The Academy Award winning actress fired him because she wasn’t “comfortable”.

Faye Dunaway is being sued for her former personal assistant.

The Oscar-winning actress – who’s known for roles in legendary films such as Bonnie & Clyde, Network and Chinatown – reportedly berated Michael Rocha, who began working with the star as her PA for the play Tea at Five.

Rocha said he was tasked with retrieving Dunaway’s medication, arranging her schedule and transport to and from rehearsals. He claims Dunaway “regularly and relentlessly subjected plaintiff to abusive demeaning tirades”.

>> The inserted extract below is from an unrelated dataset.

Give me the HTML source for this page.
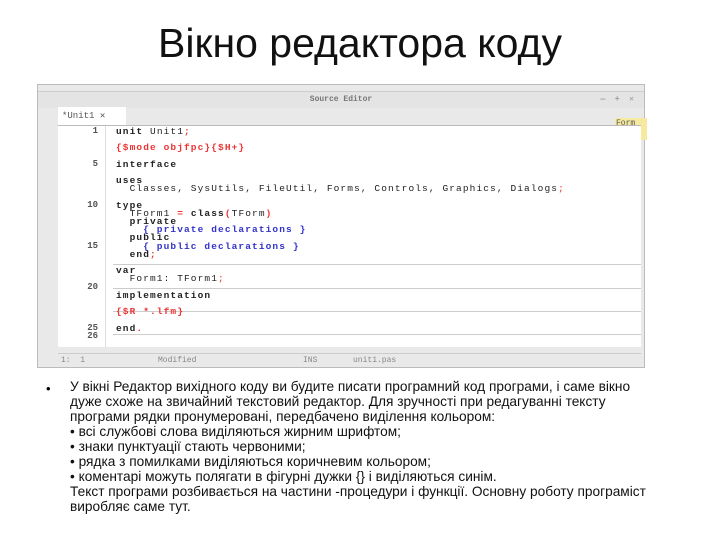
<!DOCTYPE html>
<html><head><meta charset="utf-8"><style>
body{margin:0;width:720px;height:540px;background:#fff;position:relative;overflow:hidden;font-family:"Liberation Sans","Noto Sans CJK SC",sans-serif}
.t{position:absolute;left:0;width:720px;top:20px;text-align:center;font-size:41px;color:#111}
.win{position:absolute;left:37px;top:84px;width:608px;height:284px;background:#e9e9e9;border:1px solid #bbb;box-sizing:border-box}
.tb{position:absolute;left:0;top:6px;width:100%;height:16px;border-top:1px solid #ccc;background:#e4e4e4;font:bold 8px "Liberation Mono",monospace;color:#777;text-align:center;line-height:16px}
.tab{position:absolute;left:20px;top:22px;width:68px;height:18px;background:#fff;font:9px "Liberation Mono",monospace;color:#555;line-height:18px;padding-left:4px;box-sizing:border-box}
.ed{position:absolute;left:20px;top:40px;width:583px;height:221px;background:#fff;border-top:1px solid #bbb}
.ln{position:absolute;left:0;width:40px;text-align:right;font:bold 9px "Liberation Mono",monospace;color:#555;line-height:9px}
.c{position:absolute;left:58px;font:bold 9.5px "Liberation Mono",monospace;letter-spacing:1.1px;color:#222;white-space:pre;line-height:9px}
.r{color:#e33}.b{color:#33c}.n{font-weight:normal}
.sep{position:absolute;left:55px;right:0;height:1px;background:#ccc}
.st{position:absolute;left:20px;top:268px;width:583px;height:14px;font:8px "Liberation Mono",monospace;color:#888;line-height:14px;border-top:1px solid #ccc}
.tx{position:absolute;left:70px;font-size:13.7px;color:#111;white-space:nowrap;letter-spacing:0}
</style></head><body>
<div class="t">Вікно редактора коду</div>
<div class="win">
<div class="tb">Source Editor<span style="position:absolute;right:10px;color:#999">—&nbsp;&nbsp;+&nbsp;&nbsp;✕</span></div>
<div class="tab">*Unit1 <b>✕</b></div>
<div style="position:absolute;left:577px;top:33px;width:30px;height:20px;background:#f5eaa0;font:8px 'Liberation Mono',monospace;line-height:9px;color:#555;padding:1px">Form<br>Posit</div>
<div class="ed">
<div style="position:absolute;left:47px;top:0;width:1px;height:221px;background:#ddd"></div>
<div class="ln" style="top:1px">1</div><div class="ln" style="top:34px">5</div><div class="ln" style="top:75px">10</div><div class="ln" style="top:116px">15</div><div class="ln" style="top:157px">20</div><div class="ln" style="top:198px">25</div><div class="ln" style="top:206px">26</div>
<div class="c" style="top:1px">unit <span class="n">Unit1</span><span class="r">;</span></div>
<div class="c r" style="top:17px">{$mode objfpc}{$H+}</div>
<div class="c" style="top:34px">interface</div>
<div class="c" style="top:50px">uses</div>
<div class="c n" style="top:58px">  Classes, SysUtils, FileUtil, Forms, Controls, Graphics, Dialogs<span class="r">;</span></div>
<div class="c" style="top:75px">type</div>
<div class="c" style="top:83px"><span class="n">  TForm1 </span><span class="r">=</span> class<span class="r">(</span><span class="n">TForm</span><span class="r">)</span></div>
<div class="c" style="top:91px">  private</div>
<div class="c b" style="top:99px">    { private declarations }</div>
<div class="c" style="top:107px">  public</div>
<div class="c b" style="top:116px">    { public declarations }</div>
<div class="c" style="top:124px">  end<span class="r">;</span></div>
<div class="sep" style="top:138px"></div>
<div class="c" style="top:140px">var</div>
<div class="c n" style="top:148px">  Form1: TForm1<span class="r">;</span></div>
<div class="sep" style="top:162px"></div>
<div class="c" style="top:165px">implementation</div>
<div class="sep" style="top:185px"></div>
<div class="c r" style="top:181px">{$R *.lfm}</div>
<div class="c" style="top:198px">end<span class="r">.</span></div>
<div class="sep" style="top:208px"></div>
</div>
<div class="st"><span style="position:absolute;left:3px">1:&nbsp;&nbsp;1</span><span style="position:absolute;left:100px">Modified</span><span style="position:absolute;left:245px">INS</span><span style="position:absolute;left:295px">unit1.pas</span></div>
</div>
<div style="position:absolute;left:46px;top:381px;font-size:13px">•</div>
<div class="tx" style="top:379px">У вікні Редактор вихідного коду ви будите писати програмний код програми, і саме вікно</div>
<div class="tx" style="top:394px">дуже схоже на звичайний текстовий редактор. Для зручності при редагуванні тексту</div>
<div class="tx" style="top:409px">програми рядки пронумеровані, передбачено виділення кольором:</div>
<div class="tx" style="top:424px">• всі службові слова виділяються жирним шрифтом;</div>
<div class="tx" style="top:439px">• знаки пунктуації стають червоними;</div>
<div class="tx" style="top:454px">• рядка з помилками виділяються коричневим кольором;</div>
<div class="tx" style="top:469px">• коментарі можуть полягати в фігурні дужки {} і виділяються синім.</div>
<div class="tx" style="top:484px">Текст програми розбивається на частини -процедури і функції. Основну роботу програміст</div>
<div class="tx" style="top:499px">виробляє саме тут.</div>
</body></html>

The court papers say she used his sexual orientation as gay man to “demean and humiliate him at work” and reportedly called him a “little homosexual boy” and other co-workers “little gay people”.

Rocha reported Dunaway’s behaviour and provided them with a recording of her homophobic comments. Two weeks later, he was fired and told that Dunaway “is not comfortable with you anymore”.

Dunaway was later let go from Tea at Five due to altercations between her the crew members.

She also reportedly stopped a performance to complain about the lighting, and in another incident, she asked an audience member to remove a hat from their knee because it was distracting her.

The star has a reputation for being difficult to work with. Bette Davis, who worked with Dunaway on The Disappearance of Aimee, said in 1988 that she was “totally impossible, uncooperative and very unprofessional”.

Representatives for Dunaway have declined to comment.